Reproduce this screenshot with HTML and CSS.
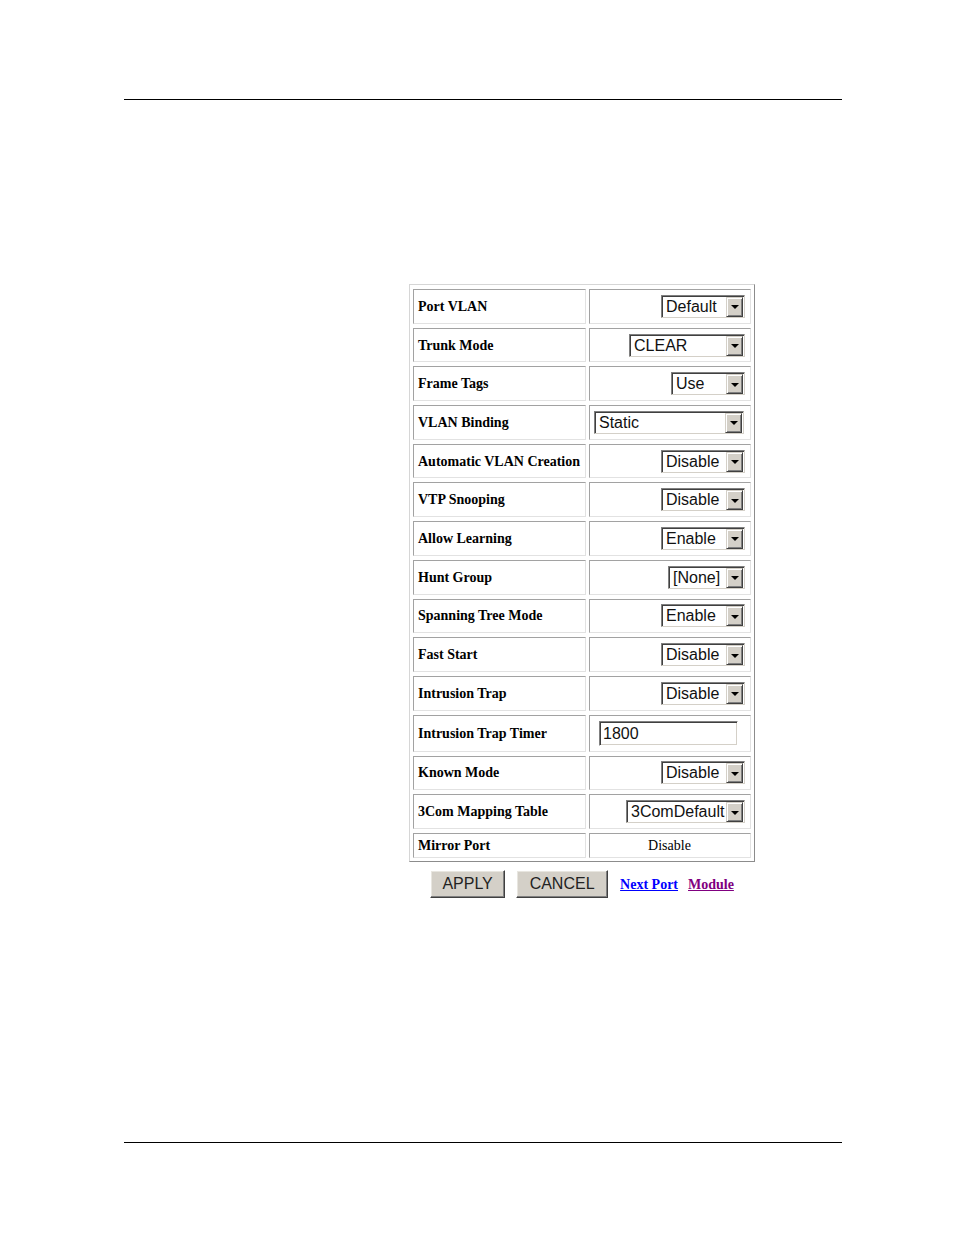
FILE: index.html
```html
<!DOCTYPE html>
<html>
<head>
<meta charset="utf-8">
<title>Port Settings</title>
<link rel="stylesheet" href="styles.css">
</head>
<body>
<div class="page">
  <div class="rule rule-top"></div>
  <main class="main">
    <div class="panel">
      <div class="cell label">Port VLAN</div>
      <div class="cell value"><span class="sel w84"><span class="sel-text">Default</span><span class="sel-btn"></span></span></div>

      <div class="cell label">Trunk Mode</div>
      <div class="cell value"><span class="sel w116"><span class="sel-text">CLEAR</span><span class="sel-btn"></span></span></div>

      <div class="cell label">Frame Tags</div>
      <div class="cell value"><span class="sel w74"><span class="sel-text">Use</span><span class="sel-btn"></span></span></div>

      <div class="cell label">VLAN Binding</div>
      <div class="cell value left"><span class="sel w150"><span class="sel-text">Static</span><span class="sel-btn"></span></span></div>

      <div class="cell label">Automatic VLAN Creation</div>
      <div class="cell value"><span class="sel w84"><span class="sel-text">Disable</span><span class="sel-btn"></span></span></div>

      <div class="cell label">VTP Snooping</div>
      <div class="cell value"><span class="sel w84"><span class="sel-text">Disable</span><span class="sel-btn"></span></span></div>

      <div class="cell label">Allow Learning</div>
      <div class="cell value"><span class="sel w84"><span class="sel-text">Enable</span><span class="sel-btn"></span></span></div>

      <div class="cell label">Hunt Group</div>
      <div class="cell value"><span class="sel w77"><span class="sel-text">[None]</span><span class="sel-btn"></span></span></div>

      <div class="cell label">Spanning Tree Mode</div>
      <div class="cell value"><span class="sel w84"><span class="sel-text">Enable</span><span class="sel-btn"></span></span></div>

      <div class="cell label">Fast Start</div>
      <div class="cell value"><span class="sel w84"><span class="sel-text">Disable</span><span class="sel-btn"></span></span></div>

      <div class="cell label">Intrusion Trap</div>
      <div class="cell value"><span class="sel w84"><span class="sel-text">Disable</span><span class="sel-btn"></span></span></div>

      <div class="cell label tall">Intrusion Trap Timer</div>
      <div class="cell value input-cell tall"><span class="textbox">1800</span></div>

      <div class="cell label">Known Mode</div>
      <div class="cell value"><span class="sel w84"><span class="sel-text">Disable</span><span class="sel-btn"></span></span></div>

      <div class="cell label">3Com Mapping Table</div>
      <div class="cell value"><span class="sel w119"><span class="sel-text">3ComDefault</span><span class="sel-btn"></span></span></div>

      <div class="cell label short">Mirror Port</div>
      <div class="cell value center short">Disable</div>
    </div>
    <div class="actions">
      <span class="btn btn-apply">APPLY</span>
      <span class="btn btn-cancel">CANCEL</span>
      <a class="link link-next" href="#">Next Port</a>
      <a class="link link-visited" href="#">Module</a>
    </div>
  </main>
  <div class="rule rule-bottom"></div>
</div>
</body>
</html>
```

FILE: styles.css
```css
html, body {
  margin: 0;
  padding: 0;
  background: #ffffff;
}

.page {
  height: 1235px;
  display: flex;
  flex-direction: column;
  font-family: "Liberation Serif", "Times New Roman", serif;
}

.rule {
  height: 1px;
  background: #000000;
  margin-left: 124px;
  margin-right: 112px;
}

.rule-top {
  margin-top: 99px;
}

.rule-bottom {
  margin-top: auto;
  margin-bottom: 92px;
}

.main {
  margin-top: 184px;
  margin-left: 409px;
  width: 346px;
}

.panel {
  box-sizing: border-box;
  width: 346px;
  border: 1px solid;
  border-color: #d6d6d6 #8c8c8c #8c8c8c #d6d6d6;
  padding: 4px 3px 3px 3px;
  display: grid;
  grid-template-columns: 173px 162px;
  column-gap: 3px;
  row-gap: 4px;
}

.cell {
  box-sizing: border-box;
  height: 34.7px;
  border: 1px solid;
  border-color: #a2a2a2 #e2e2e2 #e2e2e2 #a2a2a2;
  display: flex;
  align-items: center;
}

.cell.tall {
  height: 37px;
}

.cell.short {
  height: 25.5px;
}

.label {
  padding: 1px 0 0 4px;
  font-weight: bold;
  font-size: 14px;
  color: #000000;
  white-space: nowrap;
}

.value {
  justify-content: flex-end;
  padding: 0 5px 0 4px;
}

.value.left {
  justify-content: flex-start;
}

.value.center {
  justify-content: center;
  padding: 1px 1px 0 0;
  font-size: 14px;
  color: #000000;
}

.input-cell {
  justify-content: flex-start;
  padding-left: 9px;
}

/* select box look */
.sel {
  box-sizing: border-box;
  display: inline-flex;
  height: 23px;
  border: 1px solid;
  border-color: #808080 #d4d0c8 #d4d0c8 #808080;
  background: #ffffff;
  box-shadow: inset 1px 1px 0 #404040;
  padding: 1px 1px 0 1px;
}

.w74 { width: 74px; }
.w77 { width: 77px; }
.w84 { width: 84px; }
.w116 { width: 116px; }
.w119 { width: 119px; }
.w150 { width: 150px; }

.sel-text {
  flex: 1;
  padding-left: 3px;
  font-family: "Liberation Sans", Arial, sans-serif;
  font-size: 16px;
  line-height: 20px;
  color: #111111;
  white-space: nowrap;
  overflow: hidden;
}

.sel-btn {
  box-sizing: border-box;
  width: 17px;
  height: 20px;
  background: #d4d0c8;
  border: 1px solid;
  border-color: #d4d0c8 #404040 #404040 #d4d0c8;
  box-shadow: inset 1px 1px 0 #ffffff, inset -1px -1px 0 #808080;
  display: flex;
  align-items: center;
  justify-content: center;
}

.sel-btn::after {
  content: "";
  width: 0;
  height: 0;
  border-left: 4px solid transparent;
  border-right: 4px solid transparent;
  border-top: 4px solid #000000;
  margin-top: 1px;
}

.textbox {
  box-sizing: border-box;
  width: 139px;
  height: 25px;
  border: 1px solid;
  border-color: #808080 #ffffff #ffffff #808080;
  box-shadow: inset 1px 1px 0 #404040, inset -1px -1px 0 #d4d0c8;
  padding: 2px 3px 0 3px;
  font-family: "Liberation Sans", Arial, sans-serif;
  font-size: 16px;
  line-height: 20px;
  color: #111111;
}

.actions {
  margin-top: 8px;
  display: flex;
  justify-content: center;
  align-items: center;
}

.btn {
  box-sizing: border-box;
  display: inline-flex;
  align-items: center;
  justify-content: center;
  height: 28px;
  background: #d4d0c8;
  border: 1px solid;
  border-color: #ffffff #404040 #404040 #ffffff;
  box-shadow: inset -1px -1px 0 #808080, inset 1px 1px 0 #e8e6e0;
  font-family: "Liberation Sans", Arial, sans-serif;
  font-size: 16px;
  color: #222222;
}

.btn-apply {
  width: 75px;
}

.btn-cancel {
  width: 92px;
  margin-left: 11px;
}

.link {
  font-family: "Liberation Serif", "Times New Roman", serif;
  font-weight: bold;
  font-size: 14px;
  text-decoration: underline;
  padding-top: 2px;
}

.link-next {
  color: #0000ff;
  margin-left: 12px;
}

.link-visited {
  color: #800080;
  margin-left: 10px;
}
```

• • • • • • •

Repeat the listing in full and exactly. Do not include any images.

- [Solution for this exercise]:
Reproduce this screenshot with HTML and CSS.
FILE: index.html
```html
<!DOCTYPE html>
<html>
<head>
<meta charset="utf-8">
<title>Port Settings</title>
<link rel="stylesheet" href="styles.css">
</head>
<body>
<div class="page">
  <div class="rule rule-top"></div>
  <main class="main">
    <div class="panel">
      <div class="cell label">Port VLAN</div>
      <div class="cell value"><span class="sel w84"><span class="sel-text">Default</span><span class="sel-btn"></span></span></div>

      <div class="cell label">Trunk Mode</div>
      <div class="cell value"><span class="sel w116"><span class="sel-text">CLEAR</span><span class="sel-btn"></span></span></div>

      <div class="cell label">Frame Tags</div>
      <div class="cell value"><span class="sel w74"><span class="sel-text">Use</span><span class="sel-btn"></span></span></div>

      <div class="cell label">VLAN Binding</div>
      <div class="cell value left"><span class="sel w150"><span class="sel-text">Static</span><span class="sel-btn"></span></span></div>

      <div class="cell label">Automatic VLAN Creation</div>
      <div class="cell value"><span class="sel w84"><span class="sel-text">Disable</span><span class="sel-btn"></span></span></div>

      <div class="cell label">VTP Snooping</div>
      <div class="cell value"><span class="sel w84"><span class="sel-text">Disable</span><span class="sel-btn"></span></span></div>

      <div class="cell label">Allow Learning</div>
      <div class="cell value"><span class="sel w84"><span class="sel-text">Enable</span><span class="sel-btn"></span></span></div>

      <div class="cell label">Hunt Group</div>
      <div class="cell value"><span class="sel w77"><span class="sel-text">[None]</span><span class="sel-btn"></span></span></div>

      <div class="cell label">Spanning Tree Mode</div>
      <div class="cell value"><span class="sel w84"><span class="sel-text">Enable</span><span class="sel-btn"></span></span></div>

      <div class="cell label">Fast Start</div>
      <div class="cell value"><span class="sel w84"><span class="sel-text">Disable</span><span class="sel-btn"></span></span></div>

      <div class="cell label">Intrusion Trap</div>
      <div class="cell value"><span class="sel w84"><span class="sel-text">Disable</span><span class="sel-btn"></span></span></div>

      <div class="cell label tall">Intrusion Trap Timer</div>
      <div class="cell value input-cell tall"><span class="textbox">1800</span></div>

      <div class="cell label">Known Mode</div>
      <div class="cell value"><span class="sel w84"><span class="sel-text">Disable</span><span class="sel-btn"></span></span></div>

      <div class="cell label">3Com Mapping Table</div>
      <div class="cell value"><span class="sel w119"><span class="sel-text">3ComDefault</span><span class="sel-btn"></span></span></div>

      <div class="cell label short">Mirror Port</div>
      <div class="cell value center short">Disable</div>
    </div>
    <div class="actions">
      <span class="btn btn-apply">APPLY</span>
      <span class="btn btn-cancel">CANCEL</span>
      <a class="link link-next" href="#">Next Port</a>
      <a class="link link-visited" href="#">Module</a>
    </div>
  </main>
  <div class="rule rule-bottom"></div>
</div>
</body>
</html>
```

FILE: styles.css
```css
html, body {
  margin: 0;
  padding: 0;
  background: #ffffff;
}

.page {
  height: 1235px;
  display: flex;
  flex-direction: column;
  font-family: "Liberation Serif", "Times New Roman", serif;
}

.rule {
  height: 1px;
  background: #000000;
  margin-left: 124px;
  margin-right: 112px;
}

.rule-top {
  margin-top: 99px;
}

.rule-bottom {
  margin-top: auto;
  margin-bottom: 92px;
}

.main {
  margin-top: 184px;
  margin-left: 409px;
  width: 346px;
}

.panel {
  box-sizing: border-box;
  width: 346px;
  border: 1px solid;
  border-color: #d6d6d6 #8c8c8c #8c8c8c #d6d6d6;
  padding: 4px 3px 3px 3px;
  display: grid;
  grid-template-columns: 173px 162px;
  column-gap: 3px;
  row-gap: 4px;
}

.cell {
  box-sizing: border-box;
  height: 34.7px;
  border: 1px solid;
  border-color: #a2a2a2 #e2e2e2 #e2e2e2 #a2a2a2;
  display: flex;
  align-items: center;
}

.cell.tall {
  height: 37px;
}

.cell.short {
  height: 25.5px;
}

.label {
  padding: 1px 0 0 4px;
  font-weight: bold;
  font-size: 14px;
  color: #000000;
  white-space: nowrap;
}

.value {
  justify-content: flex-end;
  padding: 0 5px 0 4px;
}

.value.left {
  justify-content: flex-start;
}

.value.center {
  justify-content: center;
  padding: 1px 1px 0 0;
  font-size: 14px;
  color: #000000;
}

.input-cell {
  justify-content: flex-start;
  padding-left: 9px;
}

/* select box look */
.sel {
  box-sizing: border-box;
  display: inline-flex;
  height: 23px;
  border: 1px solid;
  border-color: #808080 #d4d0c8 #d4d0c8 #808080;
  background: #ffffff;
  box-shadow: inset 1px 1px 0 #404040;
  padding: 1px 1px 0 1px;
}

.w74 { width: 74px; }
.w77 { width: 77px; }
.w84 { width: 84px; }
.w116 { width: 116px; }
.w119 { width: 119px; }
.w150 { width: 150px; }

.sel-text {
  flex: 1;
  padding-left: 3px;
  font-family: "Liberation Sans", Arial, sans-serif;
  font-size: 16px;
  line-height: 20px;
  color: #111111;
  white-space: nowrap;
  overflow: hidden;
}

.sel-btn {
  box-sizing: border-box;
  width: 17px;
  height: 20px;
  background: #d4d0c8;
  border: 1px solid;
  border-color: #d4d0c8 #404040 #404040 #d4d0c8;
  box-shadow: inset 1px 1px 0 #ffffff, inset -1px -1px 0 #808080;
  display: flex;
  align-items: center;
  justify-content: center;
}

.sel-btn::after {
  content: "";
  width: 0;
  height: 0;
  border-left: 4px solid transparent;
  border-right: 4px solid transparent;
  border-top: 4px solid #000000;
  margin-top: 1px;
}

.textbox {
  box-sizing: border-box;
  width: 139px;
  height: 25px;
  border: 1px solid;
  border-color: #808080 #ffffff #ffffff #808080;
  box-shadow: inset 1px 1px 0 #404040, inset -1px -1px 0 #d4d0c8;
  padding: 2px 3px 0 3px;
  font-family: "Liberation Sans", Arial, sans-serif;
  font-size: 16px;
  line-height: 20px;
  color: #111111;
}

.actions {
  margin-top: 8px;
  display: flex;
  justify-content: center;
  align-items: center;
}

.btn {
  box-sizing: border-box;
  display: inline-flex;
  align-items: center;
  justify-content: center;
  height: 28px;
  background: #d4d0c8;
  border: 1px solid;
  border-color: #ffffff #404040 #404040 #ffffff;
  box-shadow: inset -1px -1px 0 #808080, inset 1px 1px 0 #e8e6e0;
  font-family: "Liberation Sans", Arial, sans-serif;
  font-size: 16px;
  color: #222222;
}

.btn-apply {
  width: 75px;
}

.btn-cancel {
  width: 92px;
  margin-left: 11px;
}

.link {
  font-family: "Liberation Serif", "Times New Roman", serif;
  font-weight: bold;
  font-size: 14px;
  text-decoration: underline;
  padding-top: 2px;
}

.link-next {
  color: #0000ff;
  margin-left: 12px;
}

.link-visited {
  color: #800080;
  margin-left: 10px;
}
```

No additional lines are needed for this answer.